Information supplied:

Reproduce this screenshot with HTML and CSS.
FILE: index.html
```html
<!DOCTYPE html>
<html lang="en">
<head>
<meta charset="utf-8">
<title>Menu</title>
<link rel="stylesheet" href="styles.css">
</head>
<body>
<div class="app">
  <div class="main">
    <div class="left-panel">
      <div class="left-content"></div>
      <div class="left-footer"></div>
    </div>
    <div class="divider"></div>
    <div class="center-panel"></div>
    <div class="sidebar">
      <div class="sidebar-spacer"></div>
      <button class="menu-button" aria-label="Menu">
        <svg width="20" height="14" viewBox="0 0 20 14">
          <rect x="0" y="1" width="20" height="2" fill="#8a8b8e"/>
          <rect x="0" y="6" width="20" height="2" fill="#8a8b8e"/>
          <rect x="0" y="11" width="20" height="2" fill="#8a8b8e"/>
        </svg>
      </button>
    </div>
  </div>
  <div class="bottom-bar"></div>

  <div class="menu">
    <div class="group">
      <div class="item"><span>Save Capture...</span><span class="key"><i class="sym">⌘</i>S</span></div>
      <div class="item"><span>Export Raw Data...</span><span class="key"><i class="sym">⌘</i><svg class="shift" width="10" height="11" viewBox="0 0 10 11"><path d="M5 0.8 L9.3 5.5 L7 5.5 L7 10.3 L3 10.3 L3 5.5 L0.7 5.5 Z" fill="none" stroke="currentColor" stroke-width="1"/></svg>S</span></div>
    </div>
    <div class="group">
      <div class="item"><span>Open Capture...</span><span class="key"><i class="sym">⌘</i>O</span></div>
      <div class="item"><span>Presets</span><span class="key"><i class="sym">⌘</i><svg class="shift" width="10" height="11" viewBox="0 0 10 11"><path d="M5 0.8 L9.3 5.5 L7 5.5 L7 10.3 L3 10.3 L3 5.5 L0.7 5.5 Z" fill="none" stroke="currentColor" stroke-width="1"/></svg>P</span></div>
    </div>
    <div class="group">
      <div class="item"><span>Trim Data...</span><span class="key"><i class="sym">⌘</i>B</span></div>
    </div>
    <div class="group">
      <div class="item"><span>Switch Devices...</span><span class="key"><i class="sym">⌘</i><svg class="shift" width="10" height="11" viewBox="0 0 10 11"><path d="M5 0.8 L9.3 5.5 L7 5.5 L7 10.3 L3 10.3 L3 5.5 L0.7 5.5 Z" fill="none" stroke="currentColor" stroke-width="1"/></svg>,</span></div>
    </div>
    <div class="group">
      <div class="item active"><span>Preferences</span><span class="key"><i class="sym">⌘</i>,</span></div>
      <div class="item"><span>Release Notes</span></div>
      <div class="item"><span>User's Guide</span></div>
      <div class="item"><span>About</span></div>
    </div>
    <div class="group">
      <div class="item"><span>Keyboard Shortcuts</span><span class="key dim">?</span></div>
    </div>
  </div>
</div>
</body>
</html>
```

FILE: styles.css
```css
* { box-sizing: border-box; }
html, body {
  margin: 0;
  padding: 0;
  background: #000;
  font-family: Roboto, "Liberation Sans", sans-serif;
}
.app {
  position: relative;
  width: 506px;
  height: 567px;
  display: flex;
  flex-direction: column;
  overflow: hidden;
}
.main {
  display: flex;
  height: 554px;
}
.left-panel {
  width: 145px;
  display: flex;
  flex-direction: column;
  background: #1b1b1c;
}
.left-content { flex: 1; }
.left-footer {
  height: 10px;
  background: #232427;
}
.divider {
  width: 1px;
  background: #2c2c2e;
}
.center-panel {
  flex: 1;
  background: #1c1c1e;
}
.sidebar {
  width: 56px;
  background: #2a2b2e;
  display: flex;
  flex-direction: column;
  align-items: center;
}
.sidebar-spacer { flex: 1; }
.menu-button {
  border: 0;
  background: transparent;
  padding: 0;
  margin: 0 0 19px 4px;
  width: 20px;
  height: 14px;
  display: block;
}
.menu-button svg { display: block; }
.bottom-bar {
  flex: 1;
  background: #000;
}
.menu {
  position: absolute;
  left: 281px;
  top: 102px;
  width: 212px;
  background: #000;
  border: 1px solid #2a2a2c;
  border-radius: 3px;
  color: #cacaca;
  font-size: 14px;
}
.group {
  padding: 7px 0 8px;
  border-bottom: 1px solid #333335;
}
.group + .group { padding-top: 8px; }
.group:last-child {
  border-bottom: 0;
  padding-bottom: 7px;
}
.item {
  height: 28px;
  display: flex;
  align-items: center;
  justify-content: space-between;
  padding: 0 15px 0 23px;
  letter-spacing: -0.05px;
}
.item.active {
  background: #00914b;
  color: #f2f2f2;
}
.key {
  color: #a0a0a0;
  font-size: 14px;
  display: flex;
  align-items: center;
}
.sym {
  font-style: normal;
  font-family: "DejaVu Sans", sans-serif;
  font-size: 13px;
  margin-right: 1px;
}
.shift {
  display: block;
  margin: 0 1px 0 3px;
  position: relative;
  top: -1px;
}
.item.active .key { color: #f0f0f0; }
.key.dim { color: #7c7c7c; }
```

Work to complete:
Transcribe every line of the data, exactly as it stands.

Result of this exercise:
Reproduce this screenshot with HTML and CSS.
FILE: index.html
```html
<!DOCTYPE html>
<html lang="en">
<head>
<meta charset="utf-8">
<title>Menu</title>
<link rel="stylesheet" href="styles.css">
</head>
<body>
<div class="app">
  <div class="main">
    <div class="left-panel">
      <div class="left-content"></div>
      <div class="left-footer"></div>
    </div>
    <div class="divider"></div>
    <div class="center-panel"></div>
    <div class="sidebar">
      <div class="sidebar-spacer"></div>
      <button class="menu-button" aria-label="Menu">
        <svg width="20" height="14" viewBox="0 0 20 14">
          <rect x="0" y="1" width="20" height="2" fill="#8a8b8e"/>
          <rect x="0" y="6" width="20" height="2" fill="#8a8b8e"/>
          <rect x="0" y="11" width="20" height="2" fill="#8a8b8e"/>
        </svg>
      </button>
    </div>
  </div>
  <div class="bottom-bar"></div>

  <div class="menu">
    <div class="group">
      <div class="item"><span>Save Capture...</span><span class="key"><i class="sym">⌘</i>S</span></div>
      <div class="item"><span>Export Raw Data...</span><span class="key"><i class="sym">⌘</i><svg class="shift" width="10" height="11" viewBox="0 0 10 11"><path d="M5 0.8 L9.3 5.5 L7 5.5 L7 10.3 L3 10.3 L3 5.5 L0.7 5.5 Z" fill="none" stroke="currentColor" stroke-width="1"/></svg>S</span></div>
    </div>
    <div class="group">
      <div class="item"><span>Open Capture...</span><span class="key"><i class="sym">⌘</i>O</span></div>
      <div class="item"><span>Presets</span><span class="key"><i class="sym">⌘</i><svg class="shift" width="10" height="11" viewBox="0 0 10 11"><path d="M5 0.8 L9.3 5.5 L7 5.5 L7 10.3 L3 10.3 L3 5.5 L0.7 5.5 Z" fill="none" stroke="currentColor" stroke-width="1"/></svg>P</span></div>
    </div>
    <div class="group">
      <div class="item"><span>Trim Data...</span><span class="key"><i class="sym">⌘</i>B</span></div>
    </div>
    <div class="group">
      <div class="item"><span>Switch Devices...</span><span class="key"><i class="sym">⌘</i><svg class="shift" width="10" height="11" viewBox="0 0 10 11"><path d="M5 0.8 L9.3 5.5 L7 5.5 L7 10.3 L3 10.3 L3 5.5 L0.7 5.5 Z" fill="none" stroke="currentColor" stroke-width="1"/></svg>,</span></div>
    </div>
    <div class="group">
      <div class="item active"><span>Preferences</span><span class="key"><i class="sym">⌘</i>,</span></div>
      <div class="item"><span>Release Notes</span></div>
      <div class="item"><span>User's Guide</span></div>
      <div class="item"><span>About</span></div>
    </div>
    <div class="group">
      <div class="item"><span>Keyboard Shortcuts</span><span class="key dim">?</span></div>
    </div>
  </div>
</div>
</body>
</html>
```

FILE: styles.css
```css
* { box-sizing: border-box; }
html, body {
  margin: 0;
  padding: 0;
  background: #000;
  font-family: Roboto, "Liberation Sans", sans-serif;
}
.app {
  position: relative;
  width: 506px;
  height: 567px;
  display: flex;
  flex-direction: column;
  overflow: hidden;
}
.main {
  display: flex;
  height: 554px;
}
.left-panel {
  width: 145px;
  display: flex;
  flex-direction: column;
  background: #1b1b1c;
}
.left-content { flex: 1; }
.left-footer {
  height: 10px;
  background: #232427;
}
.divider {
  width: 1px;
  background: #2c2c2e;
}
.center-panel {
  flex: 1;
  background: #1c1c1e;
}
.sidebar {
  width: 56px;
  background: #2a2b2e;
  display: flex;
  flex-direction: column;
  align-items: center;
}
.sidebar-spacer { flex: 1; }
.menu-button {
  border: 0;
  background: transparent;
  padding: 0;
  margin: 0 0 19px 4px;
  width: 20px;
  height: 14px;
  display: block;
}
.menu-button svg { display: block; }
.bottom-bar {
  flex: 1;
  background: #000;
}
.menu {
  position: absolute;
  left: 281px;
  top: 102px;
  width: 212px;
  background: #000;
  border: 1px solid #2a2a2c;
  border-radius: 3px;
  color: #cacaca;
  font-size: 14px;
}
.group {
  padding: 7px 0 8px;
  border-bottom: 1px solid #333335;
}
.group + .group { padding-top: 8px; }
.group:last-child {
  border-bottom: 0;
  padding-bottom: 7px;
}
.item {
  height: 28px;
  display: flex;
  align-items: center;
  justify-content: space-between;
  padding: 0 15px 0 23px;
  letter-spacing: -0.05px;
}
.item.active {
  background: #00914b;
  color: #f2f2f2;
}
.key {
  color: #a0a0a0;
  font-size: 14px;
  display: flex;
  align-items: center;
}
.sym {
  font-style: normal;
  font-family: "DejaVu Sans", sans-serif;
  font-size: 13px;
  margin-right: 1px;
}
.shift {
  display: block;
  margin: 0 1px 0 3px;
  position: relative;
  top: -1px;
}
.item.active .key { color: #f0f0f0; }
.key.dim { color: #7c7c7c; }
```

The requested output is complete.